– Ну как, – растерялась она. –Ну… когда скучаешь по человеку, если не видишь полдня, думаешь о нем, хочешь позвонить и услышать его голос.
– Это зависимость, – подытожил Матвей. – Глубокая и болезненная зависимость, без которой мы никак не можем.
– Неправда, – горячо возразила она.
– Голая и неприкрытая правда, – отрезал он. – Любовь – это острая кислородная недостаточность. При этой болезни ты постоянно таскаешь с собой кислородный баллон, потому что не можешь без него дышать. Но от болезней мы избавляемся, лечимся, активно бегая по врачам. А любовь – это единственная болезнь, которой мы мечтаем заболеть. Хотя следует признать, что некоторые мечтают вылечиться.
– А ты сам, Матвей? – она облокотилась о машину, пытливо глядя на него. – Ты так много о ней знаешь, но при этом одинок.
Он вздрогнул, как от пощечины. Да, мышка однозначно умеет удивлять.

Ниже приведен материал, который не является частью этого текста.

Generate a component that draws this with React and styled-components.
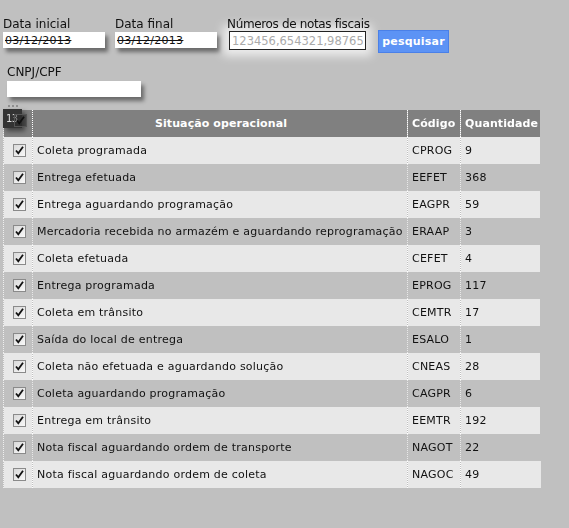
import React from 'react'
import styled, { createGlobalStyle } from 'styled-components'

const GlobalStyle = createGlobalStyle`
  html, body {
    margin: 0;
    background: #c0c0c0;
    font-family: 'DejaVu Sans', Verdana, sans-serif;
    font-size: 11px;
    color: #111;
  }
`

const Page = styled.div`
  padding: 17px 0 0 3px;
  min-height: 528px;
  box-sizing: border-box;
`

const FormRow = styled.div`
  display: flex;
  align-items: flex-start;
`

const Field = styled.div`
  display: flex;
  flex-direction: column;
  width: ${(p) => p.w}px;
  margin-right: ${(p) => p.gap || 10}px;
`

const Label = styled.label`
  position: relative;
  z-index: 1;
  font-size: 12px;
  line-height: 14px;
  height: 15px;
  white-space: nowrap;
  letter-spacing: ${(p) => p.ls || 0}px;
`

const TextInput = styled.input`
  width: ${(p) => p.w}px;
  height: 16px;
  box-sizing: border-box;
  border: none;
  padding: 0 2px;
  margin-top: ${(p) => p.mt || 0}px;
  font-family: 'DejaVu Sans', Verdana, sans-serif;
  font-size: 11px;
  letter-spacing: 0.3px;
  color: #111;
  background: #fff;
  text-decoration: ${(p) => (p.strike ? 'line-through' : 'none')};
  box-shadow: 3px 4px 4px rgba(0, 0, 0, 0.45);
  outline: none;
`

const FocusInput = styled.input`
  width: 137px;
  height: 19px;
  box-sizing: border-box;
  border: 1px solid #222;
  margin: -1px 0 0 2px;
  padding: 0 2px;
  font-family: 'DejaVu Sans', Verdana, sans-serif;
  font-size: 11.5px;
  background: #fff;
  box-shadow: 0 0 10px 6px rgba(255, 255, 255, 0.7);
  outline: none;
  &::placeholder {
    color: #aaa;
  }
`

const SearchButton = styled.button`
  margin-top: 13px;
  width: 71px;
  height: 23px;
  background: #5c93f5;
  border: 1px solid #4a80e8;
  color: #fff;
  font-family: 'DejaVu Sans', Verdana, sans-serif;
  font-weight: bold;
  font-size: 11px;
  letter-spacing: 0.2px;
  padding: 0;
  cursor: pointer;
`

const CnpjBlock = styled.div`
  margin-top: 12px;
  margin-left: 4px;
  display: flex;
  flex-direction: column;
`

const TableWrap = styled.div`
  position: relative;
  margin-top: 13px;
  width: 537px;
`

const Dots = styled.div`
  position: absolute;
  left: 5px;
  top: -5px;
  width: 10px;
  height: 0;
  border-top: 2px dotted #909090;
`

const CountBadge = styled.div`
  position: absolute;
  left: 0;
  top: -1px;
  width: 19px;
  height: 19px;
  background: #333;
  color: #ddd;
  font-size: 10px;
  line-height: 19px;
  padding-left: 3px;
  letter-spacing: -0.5px;
  box-sizing: border-box;
  box-shadow: 3px 3px 5px rgba(0, 0, 0, 0.5);
  z-index: 2;
`

const Table = styled.table`
  border-collapse: collapse;
  table-layout: fixed;
  width: 537px;
  border-left: 1px dotted #eee;
  letter-spacing: 0.23px;
`

const Th = styled.th`
  background: #808080;
  color: #fff;
  font-weight: bold;
  font-size: 11px;
  letter-spacing: 0.1px;
  height: 27px;
  padding: 0 2px 0 4px;
  text-align: ${(p) => p.align || 'left'};
  border-right: 1px dotted #fff;
  white-space: nowrap;
  overflow: hidden;
  &:last-child {
    border-right: none;
  }
`

const Tr = styled.tr`
  background: ${(p) => (p.alt ? '#c0c0c0' : '#e8e8e8')};
`

const Td = styled.td`
  height: 27px;
  padding: 0 3px 0 4px;
  border-right: 1px dotted ${(p) => (p.alt ? '#e8e8e8' : '#fff')};
  white-space: nowrap;
  overflow: hidden;
  &:last-child {
    border-right: none;
  }
`

const CheckCell = styled(Td)`
  padding: 0 0 0 9px;
`

const HeadCheckCell = styled.th`
  background: #808080;
  height: 27px;
  padding: 0 0 0 10px;
  border-right: 1px dotted #fff;
  vertical-align: middle;
`

const OverBadge = styled.span`
  position: relative;
  z-index: 3;
  display: block;
  top: -3px;
`

const Check = ({ dark }) => (
  <svg width="13" height="13" viewBox="0 0 13 13" style={{ display: 'block' }}>
    <defs>
      <linearGradient id="cbg" x1="0" y1="0" x2="1" y2="1">
        <stop offset="0" stopColor="#d8d8d8" />
        <stop offset="1" stopColor="#fafafa" />
      </linearGradient>
    </defs>
    <rect
      x="0.5"
      y="0.5"
      width="12"
      height="12"
      fill={dark ? 'rgba(40,40,40,0.5)' : 'url(#cbg)'}
      stroke={dark ? '#555' : '#8a8a8a'}
    />
    <path d="M3 6.5 L5.3 9.3 L10 2.8" fill="none" stroke="#111" strokeWidth="1.8" />
  </svg>
)

const rows = [
  ['Coleta programada', 'CPROG', 9],
  ['Entrega efetuada', 'EEFET', 368],
  ['Entrega aguardando programação', 'EAGPR', 59],
  ['Mercadoria recebida no armazém e aguardando reprogramação', 'ERAAP', 3],
  ['Coleta efetuada', 'CEFET', 4],
  ['Entrega programada', 'EPROG', 117],
  ['Coleta em trânsito', 'CEMTR', 17],
  ['Saída do local de entrega', 'ESALO', 1],
  ['Coleta não efetuada e aguardando solução', 'CNEAS', 28],
  ['Coleta aguardando programação', 'CAGPR', 6],
  ['Entrega em trânsito', 'EEMTR', 192],
  ['Nota fiscal aguardando ordem de transporte', 'NAGOT', 22],
  ['Nota fiscal aguardando ordem de coleta', 'NAGOC', 49],
]

export default function App() {
  return (
    <>
      <GlobalStyle />
      <Page>
        <FormRow>
          <Field w={102} gap={10}>
            <Label>Data inicial</Label>
            <TextInput w={102} strike defaultValue="03/12/2013" />
          </Field>
          <Field w={102} gap={10}>
            <Label>Data final</Label>
            <TextInput w={102} strike defaultValue="03/12/2013" />
          </Field>
          <Field w={139} gap={12}>
            <Label ls={-0.35}>Números de notas fiscais</Label>
            <FocusInput autoFocus placeholder="123456,654321,987654" />
          </Field>
          <SearchButton>pesquisar</SearchButton>
        </FormRow>
        <CnpjBlock>
          <Label>CNPJ/CPF</Label>
          <TextInput w={134} mt={1} />
        </CnpjBlock>
        <TableWrap>
          <Dots />
          <CountBadge>13</CountBadge>
          <Table>
            <colgroup>
              <col style={{ width: 29 }} />
              <col style={{ width: 375 }} />
              <col style={{ width: 53 }} />
              <col style={{ width: 80 }} />
            </colgroup>
            <thead>
              <tr>
                <HeadCheckCell>
                  <OverBadge>
                    <Check dark />
                  </OverBadge>
                </HeadCheckCell>
                <Th align="center">Situação operacional</Th>
                <Th>Código</Th>
                <Th>Quantidade</Th>
              </tr>
            </thead>
            <tbody>
              {rows.map(([name, code, qty], i) => (
                <Tr key={code} alt={i % 2 === 1}>
                  <CheckCell alt={i % 2 === 1}>
                    <Check />
                  </CheckCell>
                  <Td alt={i % 2 === 1}>{name}</Td>
                  <Td alt={i % 2 === 1}>{code}</Td>
                  <Td alt={i % 2 === 1}>{qty}</Td>
                </Tr>
              ))}
            </tbody>
          </Table>
        </TableWrap>
      </Page>
    </>
  )
}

– Я здоров, – отрезал он. – И изначально презираю эти болезненные конвульсии. Я свободен. Единственный из вас. Мне хорошо в нелюбви. Я независим. Не-за-ви-сим, – произнес он по слогам. – Потому что знаю, зачем живу и зачем страдаю.
Лаура
На втором сеансе мне было легче скользить вниз, в океан памяти. Едва войдя в лифт из воды, я почти сразу же оказалась на побережье. Кубинская бархатная ночь, влажная и терпкая, опрокинула купол неба над морем.
На побережье было весело. Красиво одетые люди танцевали и смеялись. Пахло ромом и страстью. Горели костры. В их искорках пламенели алые губы и ногти кубинок, а также гвоздики в их волосах. Еще со времен революции, которую устроил Фидель Кастро, алый маникюр и алые гвоздики стали символом новой Кубы. Алый – цвет любви и свободы.
Я прошла сквозь толпу. Возле воды, почти на лини прибоя, горел самый большой костер. И в его ярких бликах танцевал отец: молодой, красивый, загорелый. Рукава его белой рубашки были закатаны. Светлые брюки подвернуты до колен. Босые ноги утопали в песке. Отец потрясающе красиво вел в танце ту самую девушку, которую я видела на первом сеансе. Только сейчас она не была беременна. Тоненькая, звонкая, она извивалась в танце, прижимаясь к отцу. Белое марлевое платье, не доходящее до колен, билось о ее стройные ноги. Верх платья был пошит по фасону «барышня-крестьянка»: большой квадратный вырез с резинкой под грудью и небольшие рукавчики, спадающие с плеча.